-- Start Materials provided --
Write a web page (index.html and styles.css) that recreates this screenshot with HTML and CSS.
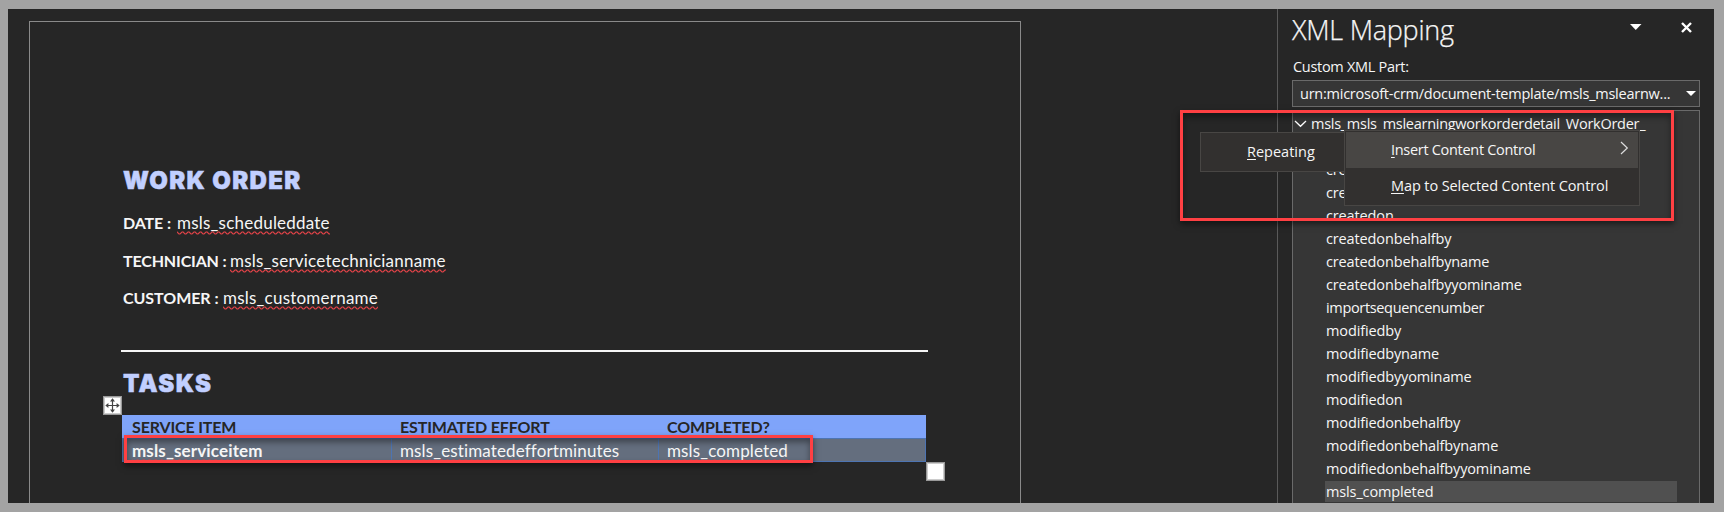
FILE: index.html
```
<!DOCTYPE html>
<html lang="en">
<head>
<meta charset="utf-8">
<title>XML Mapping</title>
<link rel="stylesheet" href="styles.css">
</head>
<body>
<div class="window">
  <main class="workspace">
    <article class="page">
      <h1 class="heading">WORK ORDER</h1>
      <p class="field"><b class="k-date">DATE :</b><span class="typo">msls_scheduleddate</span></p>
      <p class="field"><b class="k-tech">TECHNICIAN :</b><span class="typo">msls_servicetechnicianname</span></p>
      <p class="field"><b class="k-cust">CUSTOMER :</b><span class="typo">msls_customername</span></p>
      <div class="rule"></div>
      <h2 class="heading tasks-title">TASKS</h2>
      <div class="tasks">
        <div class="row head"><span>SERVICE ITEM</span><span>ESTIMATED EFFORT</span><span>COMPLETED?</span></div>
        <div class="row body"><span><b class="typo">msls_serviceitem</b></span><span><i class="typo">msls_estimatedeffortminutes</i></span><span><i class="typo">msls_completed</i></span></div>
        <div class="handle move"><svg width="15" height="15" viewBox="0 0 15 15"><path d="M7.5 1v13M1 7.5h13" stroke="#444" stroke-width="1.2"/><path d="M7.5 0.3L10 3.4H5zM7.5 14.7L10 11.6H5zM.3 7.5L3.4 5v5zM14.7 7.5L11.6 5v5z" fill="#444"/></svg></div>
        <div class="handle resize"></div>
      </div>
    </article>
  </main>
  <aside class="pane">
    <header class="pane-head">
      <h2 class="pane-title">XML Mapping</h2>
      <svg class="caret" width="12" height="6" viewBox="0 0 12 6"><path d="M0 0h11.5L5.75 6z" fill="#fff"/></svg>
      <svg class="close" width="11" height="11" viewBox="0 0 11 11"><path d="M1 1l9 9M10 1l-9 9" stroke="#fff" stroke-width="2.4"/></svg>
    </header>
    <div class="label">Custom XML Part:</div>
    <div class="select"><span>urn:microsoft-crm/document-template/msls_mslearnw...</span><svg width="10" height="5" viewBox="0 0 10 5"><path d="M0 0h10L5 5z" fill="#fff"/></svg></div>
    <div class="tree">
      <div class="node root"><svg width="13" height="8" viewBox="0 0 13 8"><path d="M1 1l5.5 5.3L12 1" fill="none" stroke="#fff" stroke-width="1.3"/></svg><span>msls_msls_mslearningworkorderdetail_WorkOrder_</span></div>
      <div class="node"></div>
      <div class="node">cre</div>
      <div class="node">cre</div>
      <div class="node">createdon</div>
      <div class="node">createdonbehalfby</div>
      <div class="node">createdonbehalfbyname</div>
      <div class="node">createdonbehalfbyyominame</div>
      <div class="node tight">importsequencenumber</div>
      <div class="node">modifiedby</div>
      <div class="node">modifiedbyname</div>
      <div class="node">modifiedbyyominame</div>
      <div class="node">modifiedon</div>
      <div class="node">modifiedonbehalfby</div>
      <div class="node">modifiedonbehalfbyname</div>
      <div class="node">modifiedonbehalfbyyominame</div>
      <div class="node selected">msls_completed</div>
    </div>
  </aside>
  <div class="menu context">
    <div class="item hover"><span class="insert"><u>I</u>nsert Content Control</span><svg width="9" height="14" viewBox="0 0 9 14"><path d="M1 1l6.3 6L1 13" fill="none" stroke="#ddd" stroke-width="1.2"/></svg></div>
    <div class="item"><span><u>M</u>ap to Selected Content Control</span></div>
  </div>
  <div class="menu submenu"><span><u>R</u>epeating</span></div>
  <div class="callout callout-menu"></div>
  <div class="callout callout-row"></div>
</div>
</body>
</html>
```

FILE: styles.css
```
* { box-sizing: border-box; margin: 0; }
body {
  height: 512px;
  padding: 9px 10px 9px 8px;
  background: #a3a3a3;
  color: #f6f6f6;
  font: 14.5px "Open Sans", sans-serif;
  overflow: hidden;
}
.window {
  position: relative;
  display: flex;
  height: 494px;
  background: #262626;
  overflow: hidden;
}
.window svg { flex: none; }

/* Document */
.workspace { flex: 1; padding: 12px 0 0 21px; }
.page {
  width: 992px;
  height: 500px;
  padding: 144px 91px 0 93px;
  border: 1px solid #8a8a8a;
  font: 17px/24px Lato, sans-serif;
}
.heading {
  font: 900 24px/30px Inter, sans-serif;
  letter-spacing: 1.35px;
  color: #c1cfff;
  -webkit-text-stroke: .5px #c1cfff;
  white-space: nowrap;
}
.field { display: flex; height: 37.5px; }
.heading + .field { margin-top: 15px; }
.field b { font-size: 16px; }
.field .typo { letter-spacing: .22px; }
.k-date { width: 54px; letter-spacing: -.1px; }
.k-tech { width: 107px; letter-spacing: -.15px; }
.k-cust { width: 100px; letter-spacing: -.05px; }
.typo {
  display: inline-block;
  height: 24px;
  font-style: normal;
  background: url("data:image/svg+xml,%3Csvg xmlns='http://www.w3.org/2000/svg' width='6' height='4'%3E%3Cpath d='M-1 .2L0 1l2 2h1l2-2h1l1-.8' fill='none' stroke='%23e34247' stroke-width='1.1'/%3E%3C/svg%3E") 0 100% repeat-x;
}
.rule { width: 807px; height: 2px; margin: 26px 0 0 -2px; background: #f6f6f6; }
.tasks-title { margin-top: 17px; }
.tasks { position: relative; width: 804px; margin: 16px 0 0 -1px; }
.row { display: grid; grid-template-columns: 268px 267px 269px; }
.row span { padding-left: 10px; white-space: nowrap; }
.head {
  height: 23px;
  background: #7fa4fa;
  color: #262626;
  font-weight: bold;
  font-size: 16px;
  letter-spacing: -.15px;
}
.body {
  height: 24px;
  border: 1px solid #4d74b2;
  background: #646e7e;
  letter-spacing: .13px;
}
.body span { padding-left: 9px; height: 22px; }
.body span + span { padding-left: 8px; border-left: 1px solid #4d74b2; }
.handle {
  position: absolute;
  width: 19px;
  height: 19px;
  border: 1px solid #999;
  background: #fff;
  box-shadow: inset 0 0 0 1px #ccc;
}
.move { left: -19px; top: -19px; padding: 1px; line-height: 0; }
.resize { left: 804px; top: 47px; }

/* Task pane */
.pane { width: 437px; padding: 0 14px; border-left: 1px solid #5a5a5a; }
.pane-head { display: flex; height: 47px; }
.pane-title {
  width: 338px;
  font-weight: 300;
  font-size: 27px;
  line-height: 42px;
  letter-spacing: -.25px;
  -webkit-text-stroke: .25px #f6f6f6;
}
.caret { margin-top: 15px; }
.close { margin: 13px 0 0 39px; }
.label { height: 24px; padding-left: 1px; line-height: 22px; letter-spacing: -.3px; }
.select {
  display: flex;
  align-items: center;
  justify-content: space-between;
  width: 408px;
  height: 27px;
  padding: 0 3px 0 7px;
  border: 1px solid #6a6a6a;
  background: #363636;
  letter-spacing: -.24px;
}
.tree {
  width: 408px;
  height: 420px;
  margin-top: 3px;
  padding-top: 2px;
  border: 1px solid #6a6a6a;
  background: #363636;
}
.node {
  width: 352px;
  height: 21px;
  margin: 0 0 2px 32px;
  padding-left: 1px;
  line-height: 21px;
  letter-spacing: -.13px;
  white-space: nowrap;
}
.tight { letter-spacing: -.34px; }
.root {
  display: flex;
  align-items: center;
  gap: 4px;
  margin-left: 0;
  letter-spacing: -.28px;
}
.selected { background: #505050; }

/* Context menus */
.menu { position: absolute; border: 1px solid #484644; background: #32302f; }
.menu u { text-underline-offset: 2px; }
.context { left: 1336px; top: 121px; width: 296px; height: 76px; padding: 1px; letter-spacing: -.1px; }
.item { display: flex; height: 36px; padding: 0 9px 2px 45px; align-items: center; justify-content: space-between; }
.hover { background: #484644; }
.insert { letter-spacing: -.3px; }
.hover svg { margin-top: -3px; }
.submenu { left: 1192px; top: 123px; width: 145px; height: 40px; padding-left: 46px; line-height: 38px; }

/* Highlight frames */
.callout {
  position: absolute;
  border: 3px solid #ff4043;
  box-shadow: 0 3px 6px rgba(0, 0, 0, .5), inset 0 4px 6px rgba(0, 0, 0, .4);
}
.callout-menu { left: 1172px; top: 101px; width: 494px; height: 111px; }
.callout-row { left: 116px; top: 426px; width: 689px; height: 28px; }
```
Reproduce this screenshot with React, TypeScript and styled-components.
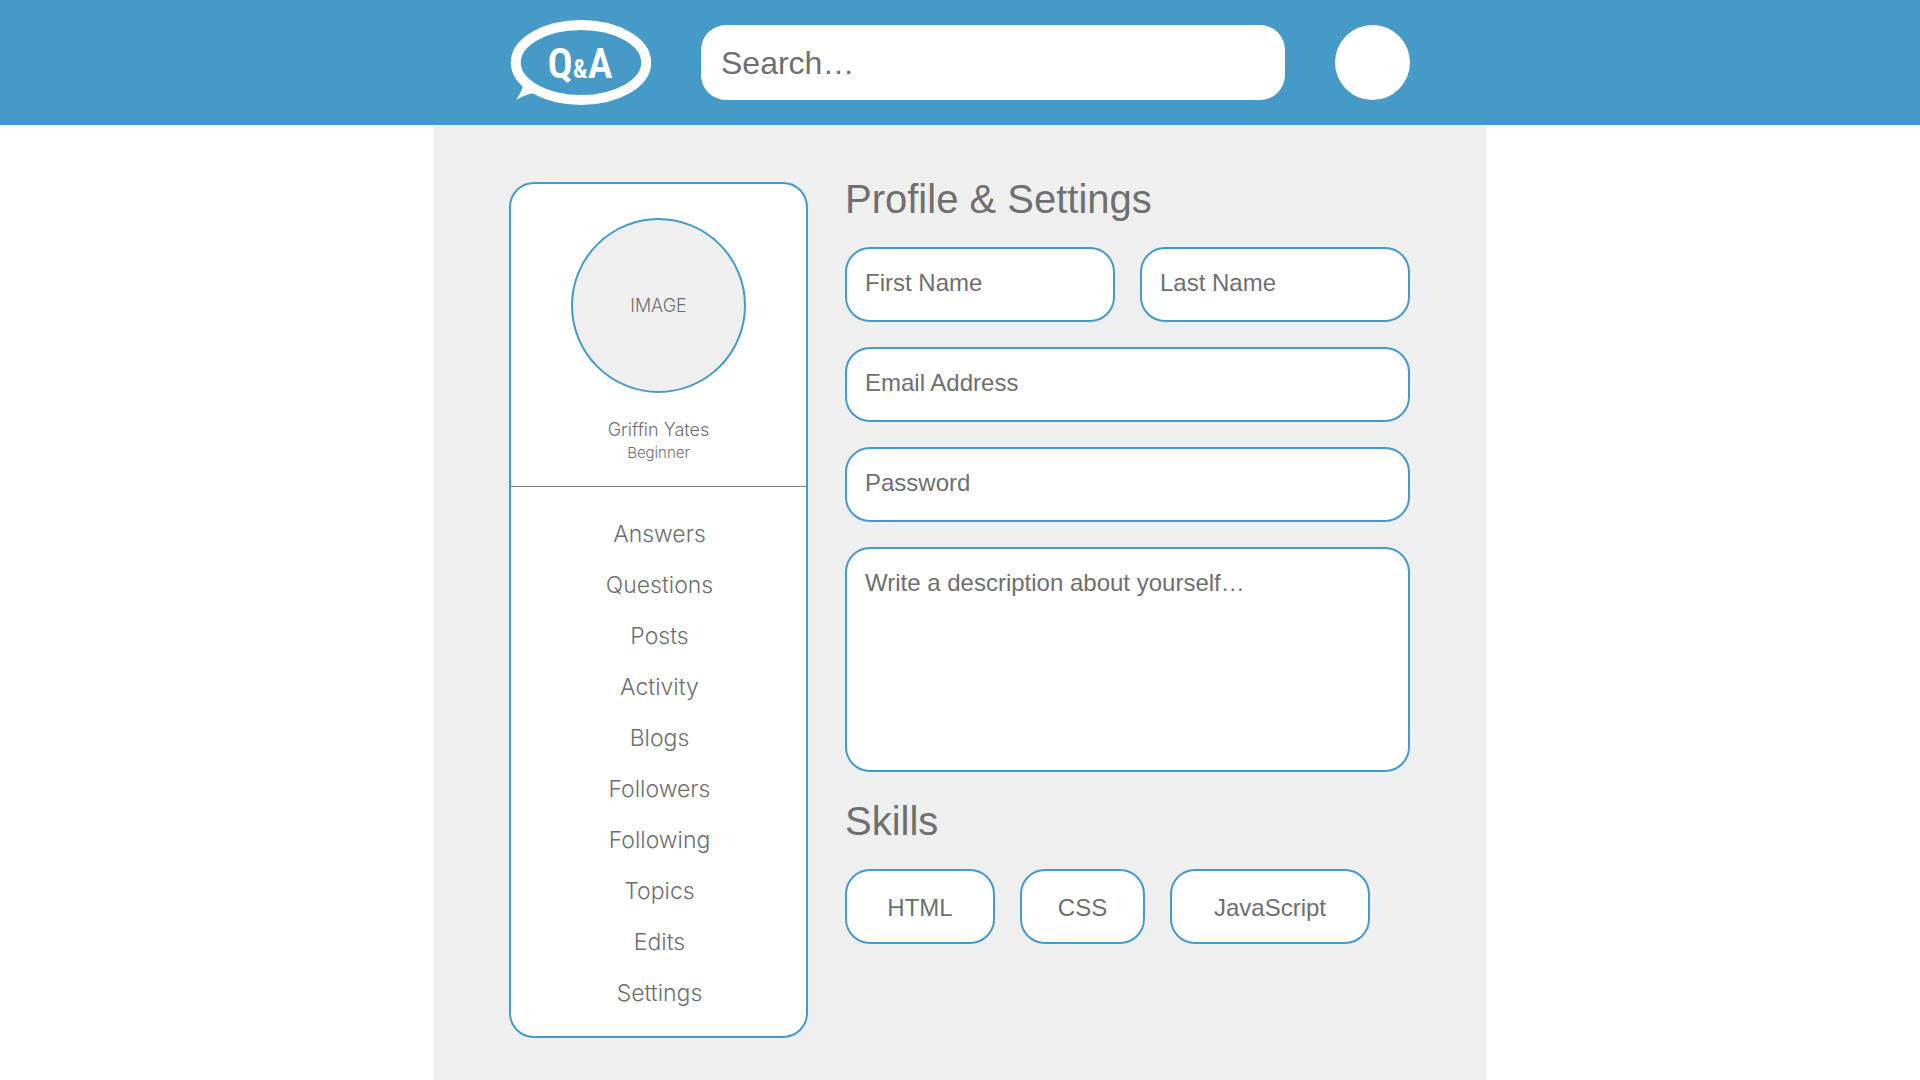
-- End Materials provided --
• **Task to carry out**:
Which lines hold the string "styles"? List them all.

• **Solution to this exercise**:
Write a web page (index.html and styles.css) that recreates this screenshot with HTML and CSS.
<link rel="stylesheet" href="styles.css">
FILE: styles.css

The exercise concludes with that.